Effect of Graphite Powder Addition on Microstructure and Room Temperature Mechanical Properties of Ti-45Al-8Nb Alloys

Abstract

The enhancement of the mechanical properties of TiAl alloys through the introduction of a second-phase reinforcement is highly essential. In this paper, using graphite powder as a carbon source, the Ti2AlC phase is introduced to improve the compression and friction properties of the TiAl alloy. Concurrently, the effects of graphite powder additions on the microstructure and room-temperature mechanical properties of Ti-45Al-8Nb-xC (mass%) alloys are investigated. The results show that as the volume fraction of Ti2AlC and the interdendritic γ phase increases, the length–diameter ratio of the Ti2AlC phase decreases with increases in the graphite powder addition. The addition of graphite powder results in a refining effect on the grain size and lamellar spacing of the Ti-45Al-8Nb-xC (mass%) alloys. As the graphite powder content increases from 0 to 0.9 mass%, the microhardness increases from 557 HV to 647 HV. The room-temperature compressive strength and strain of the Ti-45Al-8Nb-xC (mass%) alloys first increase and then decrease with the addition of graphite powder.

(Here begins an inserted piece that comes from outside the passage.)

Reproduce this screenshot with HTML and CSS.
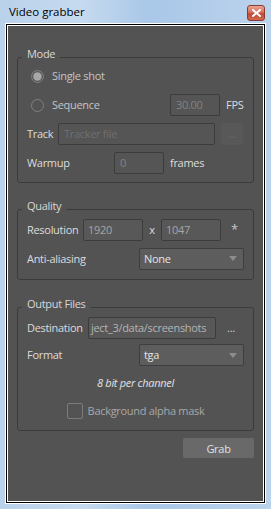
FILE: index.html
```html
<!DOCTYPE html>
<html lang="en">
<head>
    <meta charset="UTF-8">
    <meta name="viewport" content="width=device-width, initial-scale=1.0">
    <title>Video grabber</title>
    <link rel="stylesheet" href="styles.css">
</head>
<body>
    <div class="window">
        <div class="titlebar">
            <span class="title">Video grabber</span>
            <span class="close-btn">
                <svg width="9" height="8" viewBox="0 0 9 8">
                    <path d="M1 1 L8 7 M8 1 L1 7" stroke="#fff" stroke-width="2" stroke-linecap="square"/>
                </svg>
            </span>
        </div>

        <div class="panel">
            <div class="group group-mode">
                <span class="group-title">Mode</span>
                <div class="row">
                    <span class="radio checked"></span>
                    <span class="radio-label">Single shot</span>
                </div>
                <div class="row">
                    <span class="radio"></span>
                    <span class="radio-label">Sequence</span>
                    <span class="field field-fps disabled">30.00</span>
                    <span class="unit">FPS</span>
                </div>
                <div class="row">
                    <span class="label label-track">Track</span>
                    <span class="field field-track placeholder">Tracker file</span>
                    <span class="browse-btn disabled">...</span>
                </div>
                <div class="row">
                    <span class="label label-warmup">Warmup</span>
                    <span class="field field-warmup disabled">0</span>
                    <span class="unit">frames</span>
                </div>
            </div>

            <div class="group group-quality">
                <span class="group-title">Quality</span>
                <div class="row">
                    <span class="label label-res">Resolution</span>
                    <span class="field field-res">1920</span>
                    <span class="times">x</span>
                    <span class="field field-res">1047</span>
                    <span class="asterisk">*</span>
                </div>
                <div class="row row-second">
                    <span class="label label-wide">Anti-aliasing</span>
                    <span class="select">None<span class="arrow"></span></span>
                </div>
            </div>

            <div class="group group-output">
                <span class="group-title">Output Files</span>
                <div class="row">
                    <span class="label label-dest">Destination</span>
                    <span class="field field-dest">ject_3/data/screenshots</span>
                    <span class="browse-btn">...</span>
                </div>
                <div class="row row-format">
                    <span class="label label-wide">Format</span>
                    <span class="select">tga<span class="arrow"></span></span>
                </div>
                <div class="info">8 bit per channel</div>
                <div class="check-row">
                    <span class="checkbox"></span>
                    <span class="check-label">Background alpha mask</span>
                </div>
            </div>

            <div class="actions">
                <span class="grab-btn">Grab</span>
            </div>
        </div>
    </div>
</body>
</html>
```

FILE: styles.css
```css
body {
    margin: 0;
    font-family: "Open Sans", "Noto Sans", sans-serif;
    font-size: 11px;
}

.window {
    width: 271px;
    height: 509px;
    box-sizing: border-box;
    padding: 25px 7px 7px 7px;
    background: linear-gradient(90deg, #b9d1ea 0%, #c6daef 30%, #a9c7e8 55%, #bcd3ec 100%);  /* win7 basic frame */
    position: relative;
}

.titlebar {
    position: absolute;
    top: 0;
    left: 0;
    right: 0;
    height: 23px;
    display: flex;
    align-items: flex-start;
    justify-content: space-between;
}

.title {
    margin: 5px 0 0 9px;
    color: #000;
    font-size: 11.5px;
    line-height: 14px;
}

.close-btn {
    margin: 5px 6px 0 0;
    width: 18px;
    height: 16px;
    box-sizing: border-box;
    border: 1px solid #8c3a30;
    border-radius: 3px;
    background: linear-gradient(180deg, #e8a595 0%, #d8705c 45%, #c24a35 55%, #d0684f 100%);
    display: flex;
    align-items: center;
    justify-content: center;
}

.panel {
    height: 477px;
    box-sizing: border-box;
    border: 1px solid #fff;
    box-shadow: 0 0 0 1px #000, 0 0 0 2px #fff;
    background-color: #535353;
    padding: 31px 9px 0 9px;
    display: flex;
    flex-direction: column;
    color: #dcdcdc;
    letter-spacing: -0.3px;  /* narrower, closer to Segoe UI */
}

.group {
    position: relative;
    border: 1px solid #3b3b3b;
    border-radius: 3px;
    padding: 9px 9px 9px 9px;
    display: flex;
    flex-direction: column;
    gap: 6px;
}

.group-mode {
    padding-top: 7px;
    padding-bottom: 8px;
    gap: 7px;
}

.group-quality {
    margin-top: 26px;
}

.group-output {
    margin-top: 27px;
    gap: 5px;
    padding-bottom: 11px;
}

.group-title {
    position: absolute;
    top: -11px;
    left: 4px;
    padding: 0 5px;
    line-height: 14px;
    background-color: #535353;
    color: #d8d8d8;
}

.row {
    display: flex;
    align-items: center;
    height: 22px;
    line-height: 14px;
}

.radio {
    width: 13px;
    height: 13px;
    margin-left: 4px;
    box-sizing: border-box;
    border: 1px solid #808080;
    border-radius: 50%;
}

.radio.checked {
    background: radial-gradient(circle, #a8a8a8 0 3.6px, #6e6e6e 4.4px, #5a5a5a 5px);
}

.radio-label {
    margin-left: 8px;
    width: 118px;
    color: #c4c4c4;
}

.field {
    height: 22px;
    box-sizing: border-box;
    border: 1px solid #3c3c3c;
    border-radius: 2px;
    background-color: #585858;
    padding-left: 4px;
    display: flex;
    align-items: center;
    color: #a6a6a6;
    white-space: nowrap;
    overflow: hidden;
}

.field.disabled {
    color: #838383;
    background-color: #555;
}

.field.placeholder {
    color: #6f6f6f;
    background-color: #555;
}

.field-fps {
    width: 50px;
    padding-left: 5px;
}

.unit {
    margin-left: 6px;
    color: #dcdcdc;
}

.label {
    color: #dcdcdc;
}

.label-track { width: 31px; }
.label-warmup { width: 87px; }
.label-res { width: 56px; }
.label-dest { width: 61px; }
.label-wide { width: 112px; }

.field-track {
    width: 157px;
    padding-left: 5px;
}

.field-warmup {
    width: 50px;
    padding-left: 5px;
}

.field-res {
    width: 60px;
}

.field-dest {
    width: 128px;
    padding-left: 2px;
    color: #b4b4b4;
}

.browse-btn {
    margin-left: 4px;
    width: 22px;
    height: 22px;
    border-radius: 2px;
    display: flex;
    align-items: center;
    justify-content: center;
    color: #d0d0d0;
    line-height: 14px;
}

.browse-btn.disabled {
    margin-left: 6px;
    background-color: #585858;
    color: #707070;
}

.times {
    width: 18px;
    text-align: center;
}

.asterisk {
    margin-left: 10px;
    margin-bottom: 3px;
    font-size: 13px;
    color: #c8c8c8;
}

.select {
    width: 105px;
    height: 22px;
    box-sizing: border-box;
    border: 1px solid #3e3e3e;
    border-radius: 2px;
    background-color: #5d5d5d;
    padding: 0 6px 0 4px;
    display: flex;
    align-items: center;
    justify-content: space-between;
    color: #e4e4e4;
}

.arrow {
    width: 0;
    height: 0;
    border-left: 4px solid transparent;
    border-right: 4px solid transparent;
    border-top: 5px solid #8c8c8c;
}

.row-second {
    height: 23px;
}

.info {
    margin-top: 5px;
    line-height: 14px;
    text-align: center;
    font-style: italic;
    color: #e2e2e2;
}

.check-row {
    margin-top: 8px;
    display: flex;
    align-items: center;
    justify-content: center;
    height: 16px;
}

.checkbox {
    width: 16px;
    height: 16px;
    box-sizing: border-box;
    border: 1px solid #7c7c7c;
    border-radius: 2px;
}

.check-label {
    margin-left: 5px;
    color: #a8a8a8;
    line-height: 14px;
}

.actions {
    margin-top: 7px;
    display: flex;
    justify-content: flex-end;
}

.grab-btn {
    width: 71px;
    height: 20px;
    border-radius: 2px;
    background-color: #696969;
    color: #e0e0e0;
    display: flex;
    align-items: center;
    justify-content: center;
}
```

Specifically, when the content of graphite powder is 0.6 mass%, the alloy exhibits a maximum compressive strength and strain of 1652 MPa and 22.2%, respectively. Compared with the alloy without the graphite powder addition, the compressive strength and strain are improved by 37.7% and 62.1%, respectively. The wear resistance of the alloys is improved through the addition of graphite powder and the wear rate decreases from 5.062 to 2.125 × 10−4 mm3·N−1·m−1 as the content of graphite powder increases from 0 to 0.9 mass%.